"""
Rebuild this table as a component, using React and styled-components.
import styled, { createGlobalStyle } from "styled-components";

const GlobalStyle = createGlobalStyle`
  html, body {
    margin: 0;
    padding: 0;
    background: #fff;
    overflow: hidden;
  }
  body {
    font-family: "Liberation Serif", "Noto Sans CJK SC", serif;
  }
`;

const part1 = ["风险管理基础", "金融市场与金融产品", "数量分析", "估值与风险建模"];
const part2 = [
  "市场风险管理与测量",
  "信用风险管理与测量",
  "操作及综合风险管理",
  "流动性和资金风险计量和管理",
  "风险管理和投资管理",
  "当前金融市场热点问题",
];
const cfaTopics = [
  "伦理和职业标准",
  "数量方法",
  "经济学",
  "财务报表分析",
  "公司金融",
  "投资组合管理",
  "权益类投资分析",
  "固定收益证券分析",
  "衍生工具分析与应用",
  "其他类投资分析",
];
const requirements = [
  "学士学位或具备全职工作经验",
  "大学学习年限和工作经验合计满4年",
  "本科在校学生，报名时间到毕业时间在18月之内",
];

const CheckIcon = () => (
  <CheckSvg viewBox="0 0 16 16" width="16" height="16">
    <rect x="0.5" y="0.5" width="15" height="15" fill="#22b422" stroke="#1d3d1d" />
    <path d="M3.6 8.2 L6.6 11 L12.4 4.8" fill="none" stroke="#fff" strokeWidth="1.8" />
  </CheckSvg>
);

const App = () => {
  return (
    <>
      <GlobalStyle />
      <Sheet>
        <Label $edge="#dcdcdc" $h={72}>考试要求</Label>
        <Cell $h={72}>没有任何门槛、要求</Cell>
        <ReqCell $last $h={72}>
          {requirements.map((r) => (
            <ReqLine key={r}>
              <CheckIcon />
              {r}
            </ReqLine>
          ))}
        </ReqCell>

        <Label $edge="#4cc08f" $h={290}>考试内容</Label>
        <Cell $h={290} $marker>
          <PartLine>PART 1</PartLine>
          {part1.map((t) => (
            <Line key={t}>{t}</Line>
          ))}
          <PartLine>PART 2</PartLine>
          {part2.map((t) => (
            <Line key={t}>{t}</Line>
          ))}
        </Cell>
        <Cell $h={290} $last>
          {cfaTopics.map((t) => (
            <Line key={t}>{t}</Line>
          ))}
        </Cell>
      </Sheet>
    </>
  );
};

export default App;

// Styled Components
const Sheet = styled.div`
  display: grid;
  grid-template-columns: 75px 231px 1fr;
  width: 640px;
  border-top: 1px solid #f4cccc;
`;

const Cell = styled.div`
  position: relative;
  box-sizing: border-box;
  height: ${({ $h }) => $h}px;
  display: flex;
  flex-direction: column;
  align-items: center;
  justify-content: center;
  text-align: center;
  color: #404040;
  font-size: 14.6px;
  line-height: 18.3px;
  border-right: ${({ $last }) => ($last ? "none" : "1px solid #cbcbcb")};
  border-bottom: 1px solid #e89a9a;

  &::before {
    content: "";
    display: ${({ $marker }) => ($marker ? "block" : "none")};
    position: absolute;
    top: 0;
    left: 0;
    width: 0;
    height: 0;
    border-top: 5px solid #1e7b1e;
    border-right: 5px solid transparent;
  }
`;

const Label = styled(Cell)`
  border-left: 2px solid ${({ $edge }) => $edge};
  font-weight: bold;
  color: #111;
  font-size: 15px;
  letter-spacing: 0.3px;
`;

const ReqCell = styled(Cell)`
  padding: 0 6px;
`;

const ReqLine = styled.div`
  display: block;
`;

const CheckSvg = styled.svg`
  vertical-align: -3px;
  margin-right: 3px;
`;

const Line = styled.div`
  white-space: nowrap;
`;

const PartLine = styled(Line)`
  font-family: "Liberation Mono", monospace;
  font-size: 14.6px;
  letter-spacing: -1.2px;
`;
"""
[Short exercise]
Go through the listing and print each line exactly as it appears.

[Solution to the problem]
Rebuild this table as a component, using React and styled-components.
import styled, { createGlobalStyle } from "styled-components";

const GlobalStyle = createGlobalStyle`
  html, body {
    margin: 0;
    padding: 0;
    background: #fff;
    overflow: hidden;
  }
  body {
    font-family: "Liberation Serif", "Noto Sans CJK SC", serif;
  }
`;

const part1 = ["风险管理基础", "金融市场与金融产品", "数量分析", "估值与风险建模"];
const part2 = [
  "市场风险管理与测量",
  "信用风险管理与测量",
  "操作及综合风险管理",
  "流动性和资金风险计量和管理",
  "风险管理和投资管理",
  "当前金融市场热点问题",
];
const cfaTopics = [
  "伦理和职业标准",
  "数量方法",
  "经济学",
  "财务报表分析",
  "公司金融",
  "投资组合管理",
  "权益类投资分析",
  "固定收益证券分析",
  "衍生工具分析与应用",
  "其他类投资分析",
];
const requirements = [
  "学士学位或具备全职工作经验",
  "大学学习年限和工作经验合计满4年",
  "本科在校学生，报名时间到毕业时间在18月之内",
];

const CheckIcon = () => (
  <CheckSvg viewBox="0 0 16 16" width="16" height="16">
    <rect x="0.5" y="0.5" width="15" height="15" fill="#22b422" stroke="#1d3d1d" />
    <path d="M3.6 8.2 L6.6 11 L12.4 4.8" fill="none" stroke="#fff" strokeWidth="1.8" />
  </CheckSvg>
);

const App = () => {
  return (
    <>
      <GlobalStyle />
      <Sheet>
        <Label $edge="#dcdcdc" $h={72}>考试要求</Label>
        <Cell $h={72}>没有任何门槛、要求</Cell>
        <ReqCell $last $h={72}>
          {requirements.map((r) => (
            <ReqLine key={r}>
              <CheckIcon />
              {r}
            </ReqLine>
          ))}
        </ReqCell>

        <Label $edge="#4cc08f" $h={290}>考试内容</Label>
        <Cell $h={290} $marker>
          <PartLine>PART 1</PartLine>
          {part1.map((t) => (
            <Line key={t}>{t}</Line>
          ))}
          <PartLine>PART 2</PartLine>
          {part2.map((t) => (
            <Line key={t}>{t}</Line>
          ))}
        </Cell>
        <Cell $h={290} $last>
          {cfaTopics.map((t) => (
            <Line key={t}>{t}</Line>
          ))}
        </Cell>
      </Sheet>
    </>
  );
};

export default App;

// Styled Components
const Sheet = styled.div`
  display: grid;
  grid-template-columns: 75px 231px 1fr;
  width: 640px;
  border-top: 1px solid #f4cccc;
`;

const Cell = styled.div`
  position: relative;
  box-sizing: border-box;
  height: ${({ $h }) => $h}px;
  display: flex;
  flex-direction: column;
  align-items: center;
  justify-content: center;
  text-align: center;
  color: #404040;
  font-size: 14.6px;
  line-height: 18.3px;
  border-right: ${({ $last }) => ($last ? "none" : "1px solid #cbcbcb")};
  border-bottom: 1px solid #e89a9a;

  &::before {
    content: "";
    display: ${({ $marker }) => ($marker ? "block" : "none")};
    position: absolute;
    top: 0;
    left: 0;
    width: 0;
    height: 0;
    border-top: 5px solid #1e7b1e;
    border-right: 5px solid transparent;
  }
`;

const Label = styled(Cell)`
  border-left: 2px solid ${({ $edge }) => $edge};
  font-weight: bold;
  color: #111;
  font-size: 15px;
  letter-spacing: 0.3px;
`;

const ReqCell = styled(Cell)`
  padding: 0 6px;
`;

const ReqLine = styled.div`
  display: block;
`;

const CheckSvg = styled.svg`
  vertical-align: -3px;
  margin-right: 3px;
`;

const Line = styled.div`
  white-space: nowrap;
`;

const PartLine = styled(Line)`
  font-family: "Liberation Mono", monospace;
  font-size: 14.6px;
  letter-spacing: -1.2px;
`;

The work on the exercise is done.